Although, being a random noise, we don’t fully expect the model to be able to capture the process.

Venice High Waters
The best model seems to be the Embedding + LSTM, followed by the Attention + Embedding + LSTM. Nevertheless, the differences in performance among the models are small and all of them seem to be capturing the underlying process.

Stock Returns
Similar to what we have observed in the random noise dataset, the models are not able to capture the variance of the data. Apart from the window length and the fact that returns can be considered random noise, another reason could be that stock returns are non-stationary (at least we assume it that way despite the fact that we cannot prove it statistically [4]). All have similar performance metrics.

Conclusions
In this post we have tested the performance of the attention mechanism as described in [1] using different models with a similar number of parameters.

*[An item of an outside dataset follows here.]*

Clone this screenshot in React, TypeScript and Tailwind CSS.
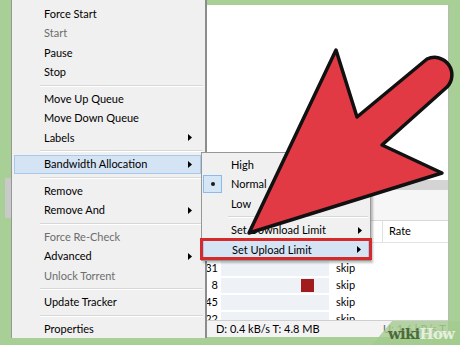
type Item = { t?: string; dis?: boolean; sub?: boolean; hl?: boolean; sep?: boolean };

const mainItems: Item[] = [
  { t: "Force Start" },
  { t: "Start", dis: true },
  { t: "Pause" },
  { t: "Stop" },
  { sep: true },
  { t: "Move Up Queue" },
  { t: "Move Down Queue" },
  { t: "Labels", sub: true },
  { sep: true },
  { t: "Bandwidth Allocation", sub: true, hl: true },
  { sep: true },
  { t: "Remove" },
  { t: "Remove And", sub: true },
  { sep: true },
  { t: "Force Re-Check", dis: true },
  { t: "Advanced", sub: true },
  { t: "Unlock Torrent", dis: true },
  { sep: true },
  { t: "Update Tracker" },
  { sep: true },
  { t: "Properties" },
];

const rows = [
  { n: "", red: false },
  { n: "31", red: false },
  { n: "8", red: true },
  { n: "45", red: false },
  { n: "22", red: false },
];

const SubArrow = () => (
  <svg width="4" height="7" viewBox="0 0 4 7" className="shrink-0">
    <path d="M0 0 L4 3.5 L0 7 Z" fill="#000" />
  </svg>
);

const Separator = ({ left }: { left: number }) => (
  <div className="h-[7px] flex flex-col justify-center" style={{ paddingLeft: left }}>
    <div className="h-px bg-[#d7d7d7] mr-[2px]" />
    <div className="h-px bg-white mr-[2px]" />
  </div>
);

const MainMenu = () => (
  <div className="absolute left-[11px] top-0 w-[196px] h-[338px] bg-[#f0f0f0] border-l border-[#979797] border-r-2 border-r-[#8c8c8c] pt-[4px]">
    {mainItems.map((it, i) =>
      it.sep ? (
        <Separator key={i} left={28} />
      ) : (
        <div
          key={i}
          className={
            "h-[19.5px] flex items-center pl-[29px] pr-[8px] text-[11px] " +
            (it.hl ? "ml-[2px] mr-[4px] bg-[#d5e4f4] border border-[#a9c9ec]" : "ml-[2px] mr-[4px] border border-transparent") +
            (it.dis ? " text-[#6d6d6d]" : " text-black")
          }
        >
          <span className="flex-1">{it.t}</span>
          {it.sub && <SubArrow />}
        </div>
      )
    )}
  </div>
);

const SubMenu = () => (
  <div className="absolute left-[201px] top-[152px] w-[170px] h-[109px] bg-[#f0f0f0] border border-[#979797] pt-[2px] shadow-[2px_2px_2px_rgba(0,0,0,0.25)]">
    {["High", "Normal", "Low"].map((t) => (
      <div key={t} className="h-[19.5px] flex items-center text-[11px] text-black relative">
        {t === "Normal" && (
          <div className="absolute left-[1px] top-[0.5px] w-[19px] h-[18px] bg-[#d5e6f6] border border-[#8fb9e6] flex items-center justify-center">
            <div className="w-[4px] h-[4px] rounded-full bg-[#1a1a1a]" />
          </div>
        )}
        <span className="pl-[29px]">{t}</span>
      </div>
    ))}
    <Separator left={26} />
    <div className="h-[19.5px] flex items-center pl-[29px] pr-[8px] text-[11px] text-black">
      <span className="flex-1">Set Download Limit</span>
      <SubArrow />
    </div>
    <div className="h-[19.5px] flex items-center pl-[28px] pr-[7px] mx-[1px] text-[11px] text-black bg-[#d5e4f4] border border-[#a9c9ec]">
      <span className="flex-1">Set Upload Limit</span>
      <SubArrow />
    </div>
  </div>
);

const BigArrow = () => (
  <svg width="460" height="345" viewBox="0 0 460 345" className="absolute left-0 top-0 pointer-events-none">
    <path
      d="M249 233 L336 50 L357 117 L427 59 A17.5 17.5 0 0 1 447 87 L382 145 L442 173 Z"
      fill="#e23a45"
      stroke="#111"
      strokeWidth="3.5"
      strokeLinejoin="round"
    />
  </svg>
);

const Watermark = () => (
  <div className="absolute left-[372px] bottom-0 w-[88px] h-[24px]">
    <svg width="88" height="24" viewBox="0 0 88 24" className="absolute left-0 top-0">
      <polygon points="0,24 20,0 88,0 88,24" fill="#a4cb8f" opacity="0.8" />
    </svg>
    <div className="absolute left-[16px] top-[5px] text-[15px] leading-[17px] font-bold font-['DejaVu_Serif',serif] tracking-[-0.8px]">
      <span className="text-[#4d6a3c]">wiki</span>
      <span className="text-[#e4f0dc]">How</span>
    </div>
  </div>
);

export default function App() {
  return (
    <div className="w-[460px] h-[345px] bg-[#a8cf95] pt-[5px] pl-[11px] pr-[11px] relative overflow-hidden font-['Lato',sans-serif]">
      <div className="h-[332px] bg-white flex flex-col overflow-hidden border-r border-[#b9b9b9]">
        <div className="h-[175px] bg-white shrink-0" />
        <div className="h-[10px] bg-[#d4d4d4] shrink-0" />
        <div className="h-[31px] bg-[#f6f6f6] border-b border-[#d9d9d9] shrink-0" />
        <div className="h-[22px] flex border-b border-[#e3e3e3] text-[11px] text-black shrink-0">
          <div className="w-[318px]" />
          <div className="w-[54px] border-r border-[#e0e0e0]" />
          <div className="flex items-center pl-[6px]">Rate</div>
        </div>
        <div className="flex-1 min-h-0 overflow-hidden flex flex-col">
          {rows.map((r, i) => (
            <div key={i} className="h-[17px] flex items-center text-[11px] text-black shrink-0">
              <div className="w-[207px] text-right">{r.n}</div>
              <div className="w-[108px] h-[15px] ml-[3px] bg-[#eef1f6] relative">
                {r.red && <div className="absolute left-[80px] top-[1px] w-[13px] h-[13px] bg-[#a11c1c]" />}
              </div>
              <div className="pl-[7px]">skip</div>
            </div>
          ))}
        </div>
        <div className="h-[17px] bg-[#f3f3f3] border-t border-[#cfcfcf] flex items-center text-[11px] text-black shrink-0 whitespace-nowrap overflow-hidden">
          <div className="pl-[205px] w-[372px] shrink-0">D: 0.4 kB/s T: 4.8 MB</div>
          <div className="text-[#666] shrink-0">U: 1.6 kB/s T</div>
        </div>
      </div>
      <div className="absolute left-[5px] top-[178px] w-[6px] h-[40px] bg-[#c9c9c9]" />
      <MainMenu />
      <SubMenu />
      <div className="absolute left-[200px] top-[238px] w-[172px] h-[22px] border-[3px] border-[#d42a2a]" />
      <BigArrow />
      <Watermark />
    </div>
  );
}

The assessment has been carried over 4 datasets, and the results show little improvement in the goodness of predictions.
One of the reasons this attention is no behaving as expected may be, as stated in [2], that “The typical attention mechanism reviews the information at each previous time step and selects relevant information to help generate the outputs; however, it fails to capture temporal patterns across multiple time steps.“
Of course, the models applied to random noise datasets are less likely to perform well since the process is, well, random (:p).
In future posts we will review other types of attention mechanisms specifically tailored for time series forecasting.
References
- Vaswani, Ashish and Shazeer, Noam and Parmar, Niki and Uszkoreit, Jakob and Jones, Llion and Gomez, Aidan N and Kaiser, Lukasz and Polosukhin, Illia – Attention is All you Need.
- Shun-Yao Shih, Fan-Keng Sun, Hung-yi Lee – Temporal Pattern Attention for Multivariate Time Series Forecasting.
- Seyed Mehran Kazemi, Rishab Goel, Sepehr Eghbali, Janahan Ramanan, Jaspreet Sahota, Sanjay Thakur, Stella Wu, Cathal Smyth, Pascal Poupart, Marcus Brubaker – Time2Vec: Learning a Vector Representation of Time.
- Yves-Laurent Kom Samo – Stationarity and Memory in Financial Markets.